_Task description_: Starting with the first line below, extract each line through the one that contains "const ROW_H = 11.56;", inclusive, excluding pictures.

* BEGIN Given material *

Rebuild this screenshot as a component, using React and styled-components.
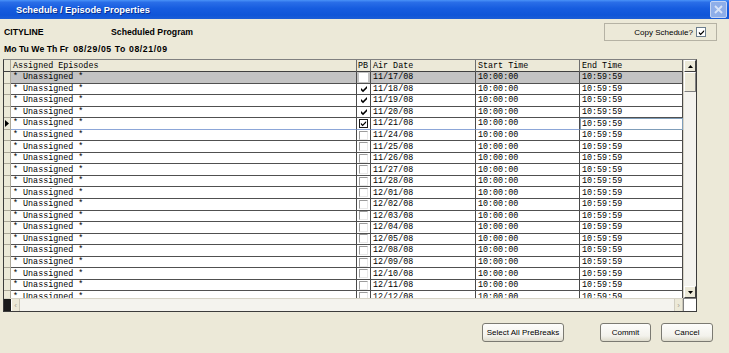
import React from 'react';
import styled, { createGlobalStyle, css } from 'styled-components';

const GlobalStyle = createGlobalStyle`
  html, body {
    margin: 0;
    padding: 0;
    background: #ece9d8;
  }
  body {
    font-family: "Liberation Sans", Arial, sans-serif;
  }
`;

const ROW_H = 11.56;

const Window = styled.div`
  width: 729px;
  height: 353px;
  background: #ece9d8;
  display: flex;
  flex-direction: column;
  overflow: hidden;
`;

const TitleBar = styled.div`
  height: 19px;
  display: flex;
  align-items: center;
  justify-content: space-between;
  padding: 0 2px 0 16px;
  background: linear-gradient(#4a93f8 0%, #2a6ee8 12%, #165cdf 45%, #0f55d8 80%, #1c5ed6 100%);
`;

const Title = styled.span`
  color: #fff;
  font-family: "Liberation Sans", Arial, sans-serif;
  font-weight: bold;
  font-size: 9.3px;
  text-shadow: 1px 1px 0 #0a2f8c;
`;

const CloseButton = styled.div`
  width: 15px;
  height: 15px;
  border-radius: 2px;
  border: 1px solid #c4d4f4;
  background: #8eaee9;
  display: flex;
  align-items: center;
  justify-content: center;
`;

const Body = styled.div`
  flex: 1;
  display: flex;
  flex-direction: column;
  padding: 4px 0 0 3px;
`;

const InfoGrid = styled.div`
  display: grid;
  grid-template-columns: 107px 1fr auto;
  grid-template-rows: 18px 15px;
  align-items: center;
  padding-left: 1px;
  padding-right: 12px;
`;

const Label = styled.div`
  font-family: "Liberation Sans", Arial, sans-serif;
  font-weight: bold;
  font-size: 8.7px;
  color: #000;
  white-space: pre;
  ${p => p.$span && css`grid-column: 1 / span 3;`}
`;

const Range = styled.span`
  letter-spacing: 0.6px;
`;

const CopyButton = styled.div`
  width: 101px;
  height: 16px;
  border: 1px solid #b5b2a4;
  display: flex;
  align-items: center;
  justify-content: flex-end;
  gap: 3px;
  padding-right: 10px;
  box-sizing: content-box;
  font-size: 8px;
  color: #000;
`;

const SmallCheck = styled.span`
  width: 8px;
  height: 8px;
  border: 1px solid #6b7d8c;
  background: #fff;
  display: inline-flex;
  align-items: center;
  justify-content: center;
`;

const Frame = styled.div`
  margin-top: 3px;
  width: 692px;
  height: 251px;
  border: 1px solid #3c3c3c;
  border-top-color: #808080;
  display: grid;
  grid-template-columns: 679px 13px;
  grid-template-rows: 238px 13px;
  background: #ffffff;
`;

const DataArea = styled.div`
  overflow: hidden;
  font-family: "Liberation Mono", "Courier New", monospace;
  font-size: 8.4px;
  color: #000;
`;

const COLS = '7px 346px 14px 105px 104px 103px';

const HeaderRow = styled.div`
  display: grid;
  grid-template-columns: ${COLS};
  height: 12px;
  background: #ece9d8;
`;

const HeaderCell = styled.div`
  border-right: 1px solid ${p => (p.$gutter ? '#aca899' : '#6e6e6e')};
  border-bottom: 1px solid #404040;
  padding-left: ${p => (p.$tight ? 1 : 2)}px;
  display: flex;
  align-items: center;
  overflow: hidden;
  white-space: pre;
`;

const Row = styled.div`
  display: grid;
  grid-template-columns: ${COLS};
  height: ${ROW_H}px;
  background: ${p => (p.$selected ? '#c3c3c3' : '#fff')};
`;

const Cell = styled.div`
  border-right: 1px solid #4a4a4a;
  border-bottom: 1px solid ${p => (p.$current ? '#8ca6d8' : '#505050')};
  padding-left: 2px;
  display: flex;
  align-items: center;
  overflow: hidden;
  white-space: pre;
  box-sizing: border-box;
  ${p => p.$focus && css`
    border: 1px solid #7f9db9;
    padding-left: 1px;
  `}
`;

const Gutter = styled.div`
  background: #ece9d8;
  border-right: 1px solid #aca899;
  border-bottom: 1px solid #aca899;
  display: flex;
  align-items: center;
  justify-content: flex-start;
  padding-left: 1px;
`;

const PBCell = styled(Cell)`
  justify-content: center;
  padding: 0;
`;

const Box = styled.span`
  width: 9px;
  height: 9px;
  box-sizing: border-box;
  display: inline-flex;
  align-items: center;
  justify-content: center;
  background: #fff;
  ${p => p.$variant === 'plain' && css`
    border-top: 1px solid #9c9c9c;
    border-left: 1px solid #9c9c9c;
    border-right: 1px solid #e8e8e8;
    border-bottom: 1px solid #e8e8e8;
  `}
  ${p => p.$variant === 'focus' && css`
    border: 1px solid #1a1a1a;
  `}
`;

const VScroll = styled.div`
  background: #f4f3ee;
  border-left: 1px solid #d6d3c6;
  display: flex;
  flex-direction: column;
  justify-content: space-between;
`;

const ArrowButton = styled.div`
  width: 12px;
  height: 12px;
  box-sizing: border-box;
  background: #ece9d8;
  border-top: 1px solid #fff;
  border-left: 1px solid #fff;
  border-right: 1px solid #404040;
  border-bottom: 1px solid #404040;
  display: flex;
  align-items: center;
  justify-content: center;
`;

const Thumb = styled.div`
  width: 12px;
  height: 20px;
  box-sizing: border-box;
  background: #ece9d8;
  border-top: 1px solid #fff;
  border-left: 1px solid #fff;
  border-right: 1px solid #808080;
  border-bottom: 1px solid #808080;
`;

const Track = styled.div`
  flex: 1;
`;

const HScroll = styled.div`
  display: flex;
  align-items: stretch;
  background: #f4f3ee;
  border-top: 1px solid #d6d3c6;
`;

const HScrollCap = styled.div`
  width: 7px;
  background: #1a1a1a;
`;

const HArrow = styled.div`
  width: 9px;
  box-sizing: border-box;
  background: #ece9d8;
  border-right: 1px solid #c9c6b8;
  border-left: 1px solid #fff;
  display: flex;
  align-items: center;
  justify-content: center;
  color: #a5a294;
  font-size: 8px;
  ${p => p.$right && css`
    margin-left: auto;
    border-left: 1px solid #d0cdc0;
  `}
`;

const Corner = styled.div`
  background: #fff;
  border-left: 1px solid #808080;
  border-top: 1px solid #808080;
`;

const Footer = styled.div`
  display: flex;
  align-items: center;
  padding: 11px 16px 0 0;
`;

const Button = styled.button`
  height: 19px;
  width: ${p => p.$width}px;
  margin-left: ${p => p.$gap}px;
  border: 1px solid #7b7a72;
  border-radius: 3px;
  background: linear-gradient(#fdfdfb 0%, #f3f2ec 70%, #dedbcc 100%);
  font-family: "Liberation Sans", Arial, sans-serif;
  font-size: 8px;
  color: #000;
  padding: 0;
  &:first-child {
    margin-left: auto;
  }
`;

const Check = ({ size = 8 }) => (
  <svg width={size} height={size} viewBox="0 0 8 8">
    <path d="M1 3 L3 5 L7 1 L7 3.2 L3 7.2 L1 5.2 Z" fill="#000" />
  </svg>
);

const dates = [
  '11/17/08', '11/18/08', '11/19/08', '11/20/08', '11/21/08', '11/24/08',
  '11/25/08', '11/26/08', '11/27/08', '11/28/08', '12/01/08', '12/02/08',
  '12/03/08', '12/04/08', '12/05/08', '12/08/08', '12/09/08', '12/10/08',
  '12/11/08', '12/12/08',
];

const PB = ({ index }) => {
  if (index === 0) return <Box />;
  if (index === 4) return <Box $variant="focus"><Check size={7} /></Box>;
  if (index < 4) return <Box><Check size={8} /></Box>;
  return <Box $variant="plain" />;
};

const App = () => {
  return (
    <Window>
      <GlobalStyle />
      <TitleBar>
        <Title>Schedule / Episode Properties</Title>
        <CloseButton>
          <svg width="9" height="9" viewBox="0 0 9 9">
            <path d="M1 1 L8 8 M8 1 L1 8" stroke="#d7e3f8" strokeWidth="1.8" />
          </svg>
        </CloseButton>
      </TitleBar>
      <Body>
        <InfoGrid>
          <Label>CITYLINE</Label>
          <Label>Scheduled Program</Label>
          <CopyButton>
            Copy Schedule?
            <SmallCheck><Check size={7} /></SmallCheck>
          </CopyButton>
          <Label $span>
            {'Mo Tu We Th Fr  '}
            <Range>08/29/05 To 08/21/09</Range>
          </Label>
        </InfoGrid>

        <Frame>
          <DataArea>
            <HeaderRow>
              <HeaderCell $gutter />
              <HeaderCell>Assigned Episodes</HeaderCell>
              <HeaderCell $tight>PB</HeaderCell>
              <HeaderCell>Air Date</HeaderCell>
              <HeaderCell>Start Time</HeaderCell>
              <HeaderCell>End Time</HeaderCell>
            </HeaderRow>
            {dates.map((date, i) => {
              const current = i === 4;
              return (
                <Row key={date} $selected={i === 0}>
                  <Gutter>
                    {current && (
                      <svg width="4" height="7" viewBox="0 0 4 7">
                        <path d="M0 0 L4 3.5 L0 7 Z" fill="#000" />
                      </svg>
                    )}
                  </Gutter>
                  <Cell $current={current}>* Unassigned *</Cell>
                  <PBCell $current={current}><PB index={i} /></PBCell>
                  <Cell $current={current}>{date}</Cell>
                  <Cell $current={current}>10:00:00</Cell>
                  <Cell $current={current} $focus={current}>10:59:59</Cell>
                </Row>
              );
            })}
          </DataArea>
          <VScroll>
            <div>
              <ArrowButton>
                <svg width="5" height="3" viewBox="0 0 5 3">
                  <path d="M0 3 L2.5 0 L5 3 Z" fill="#000" />
                </svg>
              </ArrowButton>
              <Thumb />
            </div>
            <Track />
            <ArrowButton>
              <svg width="5" height="3" viewBox="0 0 5 3">
                <path d="M0 0 L2.5 3 L5 0 Z" fill="#000" />
              </svg>
            </ArrowButton>
          </VScroll>
          <HScroll>
            <HScrollCap />
            <HArrow>‹</HArrow>
            <HArrow $right>›</HArrow>
          </HScroll>
          <Corner />
        </Frame>

        <Footer>
          <Button $width={82}>Select All PreBreaks</Button>
          <Button $width={51} $gap={36}>Commit</Button>
          <Button $width={52} $gap={10}>Cancel</Button>
        </Footer>
      </Body>
    </Window>
  );
};

export default App;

* END Given material *

_Answer to the task_:
Rebuild this screenshot as a component, using React and styled-components.
import React from 'react';
import styled, { createGlobalStyle, css } from 'styled-components';

const GlobalStyle = createGlobalStyle`
  html, body {
    margin: 0;
    padding: 0;
    background: #ece9d8;
  }
  body {
    font-family: "Liberation Sans", Arial, sans-serif;
  }
`;

const ROW_H = 11.56;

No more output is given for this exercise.